IT WAS ON the 88th day of the House Republicans' Contract With America that the major league baseball strike was resolved - but the biased liberal news media still hasn't given Newt Gingrich any credit for it.

And don't hold your breath waiting.As the irrepressible House speaker and his gang celebrate their contract's First 100 Days, they are primed to cite examples that are every bit as valid as my own purely factual (and nonsensical) juxtaposition. Their goal is to make you believe that liberal media bias should be blamed for any woes they've suffered in the polls or in Congress.

Lost in this blame game - and in the media's too-defensive overreaction - is reality and truth. The fundamental truth about the way Washington has been working for the past 100 days is that our nation's capital has been driven by a single engine of change: the contract.

Give Gingrich & Co. credit for that. The debate is not at all about anything President Clinton has been saying for the past two-plus years. And it is not about what Senate Republicans and their leader, Bob Dole, have been saying. It is about the provisions of the House Republican Contract - what Gingrich has been saying - and just how far we should go.

Remember what really happened in these first 100 days.

Ever since the historic Republican sweep last November, Gingrich has been unable to shake his penchant for pit bull politics, the attention-getting tactic he used outrageously but effectively an outsider in the dog days of Democratic control.

Unaccustomed to the reins of leadership and control, Gingrich spent much of his First 100 Days popping up in our living rooms on the TV news, reverting to his pit bull past, yapping and snapping at his opponents' pant legs, as though his goal was to get air time and score a political point or two.

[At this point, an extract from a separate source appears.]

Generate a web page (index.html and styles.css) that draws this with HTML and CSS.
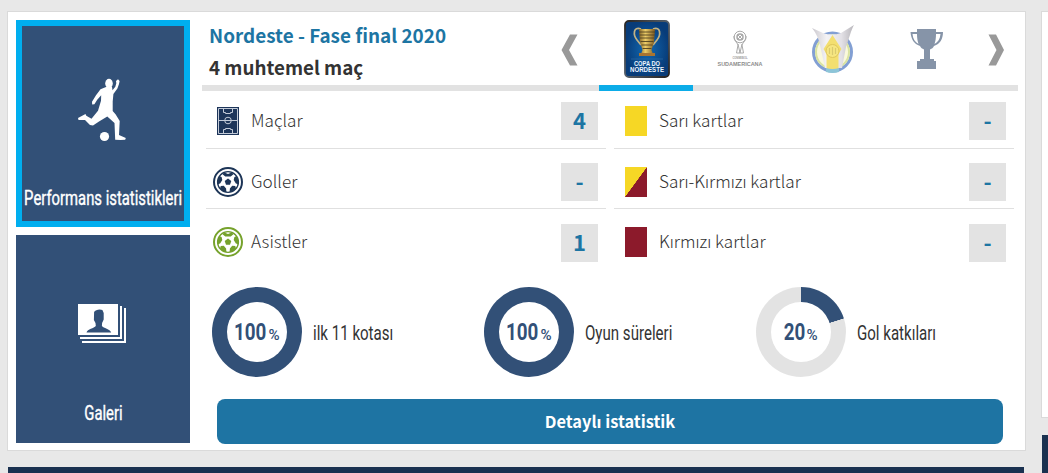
FILE: index.html
```
<!DOCTYPE html>
<html lang="tr">
<head>
<meta charset="utf-8">
<title>Performans istatistikleri</title>
<link rel="stylesheet" href="styles.css">
</head>
<body>
<svg class="defs" aria-hidden="true">
  <symbol id="ball" viewBox="0 0 30 30">
    <circle cx="15" cy="15" r="14" fill="none" stroke="currentColor" stroke-width="2"/>
    <circle cx="15" cy="15" r="10.4" fill="none" stroke="currentColor" stroke-width="1.4"/>
    <path fill="currentColor" d="M15 11.6l3.3 2.4-1.3 3.8h-4L11.700 14zM10.800 5.300L15 7l4.200-1.700 1 2.300-2.500 2h-5.400l-2.500-2zM4.600 13.800l2-4.600 2 .700.700 3-2.200 3.700-2.500.600zM25.400 13.800l-2-4.600-2 .700-.700 3 2.200 3.700 2.500.600zM7 21.800l.700-2.800 3.100-.300 2.300 2.900.300 3.700-3.400-1zM23 21.800l-.700-2.800-3.100-.300-2.300 2.900-.300 3.700 3.400-1z"/>
  </symbol>
</svg>
<div class="page">
  <main class="main">
    <section class="card">
      <nav class="side">
        <a class="tile active">
          <svg class="tile-icon player" viewBox="0 0 49 64" fill="#fff">
            <ellipse cx="31" cy="5.500" rx="3.800" ry="4.700"/>
            <path d="M28 9l6 0 .500 3.200 2.800-3.500 1-3.500-.300-2.300 2-1.600 1.600 1.800-.600 3-1.600 4.400-4 5.500-.700 7.500v9.500l3 3.500 4 6.500-.700 14 6.800 3-.600 1.700-4.600.300-5.400-.300L36.500 45l-7.200-6.500L21 43.500 15 47.500l-3-.400-5-5-6.500-.200L0 40l7.500-4 .800 1.800 5.200 3 6.500-8 3-10 .200-5.500-4 4.500-2.800 4.500-2.200.200-.200-2.700 4-6.500 4.500-6z"/>
            <circle cx="26.500" cy="58.500" r="4.600"/>
          </svg>
          <span class="cond tile-label wide"><span>Performans istatistikleri</span></span>
        </a>
        <a class="tile">
          <svg class="tile-icon gallery" viewBox="0 0 48 39">
            <path fill="#fff" d="M0 0h40v31H0zM42 2h2v33H2v-2h40zM46 4h2v35H4v-2h42z"/>
            <path fill="#325077" d="M8.500 28.500c1-3.700 7.500-4 9.300-6.500l-.300-3-1.600-3 .2-8c1.200-2.500 6-3.300 8.300-2l1.300 3v6.500l-1.600 3.500-.2 3c1.600 2.300 8.100 2.800 9.300 6.500z"/>
          </svg>
          <span class="cond tile-label"><span>Galeri</span></span>
        </a>
      </nav>
      <div class="content">
        <header class="head">
          <div class="titles">
            <h2>Nordeste - Fase final 2020</h2>
            <p>4 muhtemel maç</p>
          </div>
          <svg class="arrow left" viewBox="0 0 17 32"><path fill="#999" d="M9 .500h7.500l-8.500 15.500 8.500 15.500H9L.500 16z"/></svg>
          <div class="tabs">
            <div class="tab on">
              <svg width="46" height="58" viewBox="0 0 46 58">
                <defs>
                  <radialGradient id="blue"><stop offset="0" stop-color="#126ab3"/><stop offset="1" stop-color="#083c79"/></radialGradient>
                  <linearGradient id="rim" x2="1" y2="1"><stop offset="0" stop-color="#292522"/><stop offset=".5" stop-color="#555f6a"/><stop offset="1" stop-color="#24211f"/></linearGradient>
                  <linearGradient id="gold"><stop offset="0" stop-color="#846326"/><stop offset=".4" stop-color="#edcd68"/><stop offset="1" stop-color="#7b5720"/></linearGradient>
                </defs>
                <rect x="1" y="1" width="44" height="56" rx="4" fill="url(#blue)" stroke="url(#rim)" stroke-width="1.800"/>
                <path d="M17 9C9 6 9 15 13 20l4 5M29 9C37 6 37 15 33 20l-4 5" fill="none" stroke="#c2b283" stroke-width="1.700"/>
                <path d="M15 9h16l-1 13-2.500 8 1.500 4H17l1.500-4-2.500-8z" fill="url(#gold)"/>
                <path d="M15 12h16M15.500 15h15M16 18h14M16.500 21.500h13M17.500 25h11M18.500 28.500h9" stroke="#50421f" stroke-width=".9"/>
                <path d="M15 33h16v3H15z" fill="#a87431"/>
                <path d="M7 39h32" stroke="#3b77ae" stroke-width=".5"/>
                <text class="logo-text" x="23" y="46" textLength="26" lengthAdjust="spacingAndGlyphs" font-size="7" fill="#eef6ff">COPA DO</text>
                <text class="logo-text" x="23" y="52.400" textLength="34" lengthAdjust="spacingAndGlyphs" font-size="7" fill="#eef6ff">NORDESTE</text>
              </svg>
            </div>
            <div class="tab">
              <svg class="wide-logo" width="54" height="42" viewBox="-3 -1 54 42">
                <g fill="none" stroke="#aaa" stroke-width="1" transform="translate(1 1)"><circle cx="23" cy="7" r="5.800"/><circle cx="23" cy="7" r="3" stroke-width="1.500"/><path d="M17 6c-.500 5 3 6 4 9l-1.500 8h7L25 15c1-3 4.500-4 4-9M21 14l2 9 2-9M20 4l6 6M26 4l-6 6"/></g>
                <text class="logo-text" x="24" y="30" textLength="15" lengthAdjust="spacingAndGlyphs" font-size="4" fill="#999">CONMEBOL</text>
                <text class="logo-text" x="24" y="36.500" textLength="45" lengthAdjust="spacingAndGlyphs" font-size="6" fill="#8d8d8d">SUDAMERICANA</text>
              </svg>
            </div>
            <div class="tab">
              <svg width="42" height="48" viewBox="0 0 42 48">
                <defs><linearGradient id="silver"><stop offset="0" stop-color="#cbc8ce"/><stop offset=".35" stop-color="#f4f3f5"/><stop offset=".7" stop-color="#e3e1e6"/><stop offset="1" stop-color="#b7b5ba"/></linearGradient></defs>
                <circle cx="20.500" cy="27" r="19" fill="#faf9dc" stroke="#829fd3" stroke-width="3"/>
                <circle cx="20.500" cy="27" r="16.500" fill="none" stroke="#d9e3a2" stroke-width="2"/>
                <path d="M0 3l11 5q9 3 18 0L42 0c-3 5-5 14-8 22l-4 21H13L8 20C6 11 3 7 0 3z" fill="url(#silver)"/>
                <path d="M20.500 10l9 14-3 5v17h-12V29l-3-5z" fill="#f3df70"/>
                <circle cx="20.500" cy="26" r="6.500" fill="#f6e681" stroke="#dfc65c"/>
                <path d="M17.500 23v6M20.500 22v8M23.500 23v6" stroke="#d9ca70" stroke-width="1.200"/>
                <path d="M14 43q6.500 2 13 0v4q-6.500 2-13 0z" fill="#8dc5d8"/>
              </svg>
            </div>
            <div class="tab">
              <svg width="34" height="40" viewBox="0 0 34 40"><path fill="#8694a8" fill-rule="evenodd" d="M7 0h19v3h7c0 7-3 12-9 14-1 2-2 2.500-4 3.500V30h4v2h2v8H7v-8h3v-2h4v-9.500c-2-1-3-1.500-4-3.500C4 15 1 10 .500 3H7zM2.500 5c.500 5 2.500 8 6 10C7.500 12 7 9 7 5zM26 5c0 4-.500 7-1.500 10 3.500-2 5.500-5 6-10z"/></svg>
            </div>
          </div>
          <svg class="arrow right" viewBox="0 0 17 32"><path fill="#999" d="M8 .500H.500L8.500 16 .500 31.500H8L16 16z"/></svg>
        </header>
        <div class="bar"><span class="bar-active"></span></div>
        <div class="stats">
          <div class="row">
            <span class="ic"><svg width="22" height="28" viewBox="0 0 22 28"><path fill="#1d355a" d="M0 0h22v28H0z"/><g fill="none" stroke="#c3cbd8" stroke-width="1"><path d="M1.500 1.500h19v25h-19zM1.500 13.500h19M6.500 1.500v4h2v1h5v-1h2v-4M6.500 26.500v-4h2v-1h5v1h2v4"/><circle cx="11" cy="13.500" r="3.300"/></g></svg></span>
            <span class="name">Maçlar</span><b class="val">4</b>
          </div>
          <div class="row">
            <span class="ic"><i class="pc yellow"></i></span><span class="name">Sarı kartlar</span><b class="val">-</b>
          </div>
          <div class="row">
            <span class="ic"><svg class="ball navy"><use href="#ball"/></svg></span><span class="name">Goller</span><b class="val">-</b>
          </div>
          <div class="row">
            <span class="ic"><i class="pc both"></i></span><span class="name">Sarı-Kırmızı kartlar</span><b class="val">-</b>
          </div>
          <div class="row">
            <span class="ic"><svg class="ball green"><use href="#ball"/></svg></span><span class="name">Asistler</span><b class="val">1</b>
          </div>
          <div class="row">
            <span class="ic"><i class="pc red"></i></span><span class="name">Kırmızı kartlar</span><b class="val">-</b>
          </div>
        </div>
        <div class="rings">
          <div class="ring-item"><div class="ring full"><div class="hole"><span class="num three"><span>100</span></span><span class="unit"><span>%</span></span></div></div><span class="cond ring-label"><span>ilk 11 kotası</span></span></div>
          <div class="ring-item"><div class="ring full"><div class="hole"><span class="num three"><span>100</span></span><span class="unit"><span>%</span></span></div></div><span class="cond ring-label"><span>Oyun süreleri</span></span></div>
          <div class="ring-item"><div class="ring part"><div class="hole"><span class="num two"><span>20</span></span><span class="unit"><span>%</span></span></div></div><span class="cond ring-label"><span>Gol katkıları</span></span></div>
        </div>
        <a class="button">Detaylı istatistik</a>
      </div>
    </section>
    <div class="strip"></div>
  </main>
  <aside class="aside">
    <div class="aside-card"></div>
    <div class="aside-strip"></div>
  </aside>
</div>
</body>
</html>
```
FILE: styles.css
```
* { box-sizing: border-box; }
body {
  margin: 0;
  background: #e8e8e8;
  color: #333;
  font-family: "Noto Sans CJK SC", "Noto Sans", sans-serif;
}
h2, p { margin: 0; }
svg { display: block; flex: none; }
.defs { width: 0; height: 0; position: absolute; }
.page { display: flex; gap: 15px; height: 473px; padding: 11px 0 0 7px; overflow: hidden; }
.main { width: 1019px; flex: none; display: flex; flex-direction: column; }
.card {
  height: 441px;
  padding: 8px 0 0 8px;
  display: flex;
  gap: 12px;
  background: #fff;
  border: 1px solid #dadada;
}
.strip { height: 6px; margin: 16px 2px 0 1px; background: #1a3150; }
.aside { width: 20px; flex: none; }
.aside-card { height: 407px; background: #fff; border: 1px solid #dadada; }
.aside-strip { margin: 17px 0 0 1px; height: 40px; background: #1a3150; }

.side { width: 174px; flex: none; display: flex; flex-direction: column; gap: 8px; }
.tile {
  height: 208px;
  display: flex;
  flex-direction: column;
  align-items: center;
  background: #325077;
}
.tile.active { height: 207px; border: 6px solid #00aeef; }
.player { width: 49px; height: 64px; margin: 52px 2px 34px 0; }
.gallery { width: 48px; height: 39px; margin: 69px 2px 48px 0; }
.cond {
  display: flex;
  font-family: Roboto, sans-serif;
  white-space: nowrap;
}
.cond > span { display: block; }
.tile-label { height: 44px; align-items: center; font-size: 20.5px; color: #fff; -webkit-text-stroke: .4px #fff; }
.tile-label > span { transform: scaleX(.724); }
.wide { justify-content: center; width: 162px; }

.content { width: 816px; display: flex; flex-direction: column; }
.head { height: 65px; display: flex; }
.titles { width: 359px; padding-left: 7px; font-weight: 700; }
.titles h2 { font-size: 18.9px; line-height: 29px; color: #1d75a3; }
.titles p { font-size: 18.8px; line-height: 36px; }
.arrow { width: 17px; height: 32px; margin-top: 14px; }
.left { margin-right: 22px; }
.tabs { display: flex; width: 374px; height: 58px; }
.tab { width: 93.4px; display: flex; align-items: center; justify-content: center; }
.right { margin-left: 14px; }
.logo-text { font-family: "Liberation Sans", sans-serif; font-weight: 700; text-anchor: middle; }
.bar { height: 6px; background: #e2e2e2; display: flex; padding-left: 397px; flex: none; }
.bar-active { width: 94px; background: #0cace8; }

.stats {
  display: grid;
  grid-template-columns: 400px 400px;
  grid-template-rows: 58px 60px 66px;
  column-gap: 8px;
  padding-left: 4px;
}
.row { display: flex; align-items: center; padding: 7px 8px 0 7px; border-bottom: 1px solid #e0e0e0; }
.row:nth-child(-n+2) { padding-top: 3px; }
.row:nth-child(n+5) { border: 0; padding-top: 0; }
.row:nth-child(n+5) .val { margin-top: 2px; }
.ic { width: 30px; display: flex; justify-content: center; }
.ball { width: 30px; height: 30px; }
.navy { color: #1d3557; }
.green { color: #76a22c; }
.pc { width: 22px; height: 30px; }
.yellow { background: #f6d725; }
.red { background: #8c1a2b; }
.both { background: linear-gradient(to bottom right, #f6d725 49.5%, #8c1a2b 50.5%); }
.name { flex: 1; margin-left: 8px; padding-bottom: 2px; font-size: 17.2px; line-height: 30px; font-weight: 300; }
.val {
  width: 37px;
  height: 38px;
  line-height: 35px;
  background: #e3e3e3;
  color: #1d75a3;
  font-size: 22px;
  text-align: center;
}

.rings { display: grid; grid-template-columns: repeat(3, 272px); padding: 12px 0 0 10px; }
.ring-item { display: flex; align-items: center; gap: 11px; height: 90px; }
.ring { width: 90px; height: 90px; border-radius: 50%; padding: 15px; flex: none; }
.full { background: #325077; }
.part { background: conic-gradient(#325077 20%, #e3e3e3 20.2%); }
.hole {
  width: 60px;
  height: 60px;
  border-radius: 50%;
  background: #fff;
  color: #325077;
  font-family: Roboto, sans-serif;
  display: flex;
  justify-content: center;
  align-items: baseline;
  gap: 1px;
  line-height: 60px;
}
.num, .unit { display: flex; justify-content: center; }
.num { font-size: 23.5px; font-weight: 700; }
.num > span { transform: scaleX(.8); }
.three { width: 33px; }
.two { width: 22px; }
.unit { width: 12px; font-size: 14px; font-weight: 500; }
.unit > span { transform: scaleX(1.08); }
.ring-label { font-size: 20.5px; padding-top: 2px; }
.ring-label > span { transform: scaleX(.735); transform-origin: left; }
.button {
  display: block;
  margin: 22px 15px 0;
  height: 45px;
  line-height: 44px;
  border-radius: 8px;
  background: #1e74a3;
  color: #fff;
  text-align: center;
  font-size: 16.4px;
  font-weight: 700;
}
```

His combative ways had little to do with fundamental change. Consider the push for a balanced budget, a noble and necessary goal. He pushed for a constitutional amendment to require it. But in his first deficit-cutting act, he pushed his tired political argument left over from the '80s: Cut public broadcasting, trim school lunch increases. Most of America liked these programs; most understood that the minuscule savings would be irrelevant to real deficit reduction.

Whither the leadership? Wither the leader. Gingrich's personal standing in the polls remains far lower, and his negative ratings much higher, than Dole's.

At his personal 100-day mark, the speaker, unable to shake his pit bull past, is neither (news)paper-trained nor House broken. He will not succeed as a speaker until he learns the difference between wielding the reins of power and straining at the leash.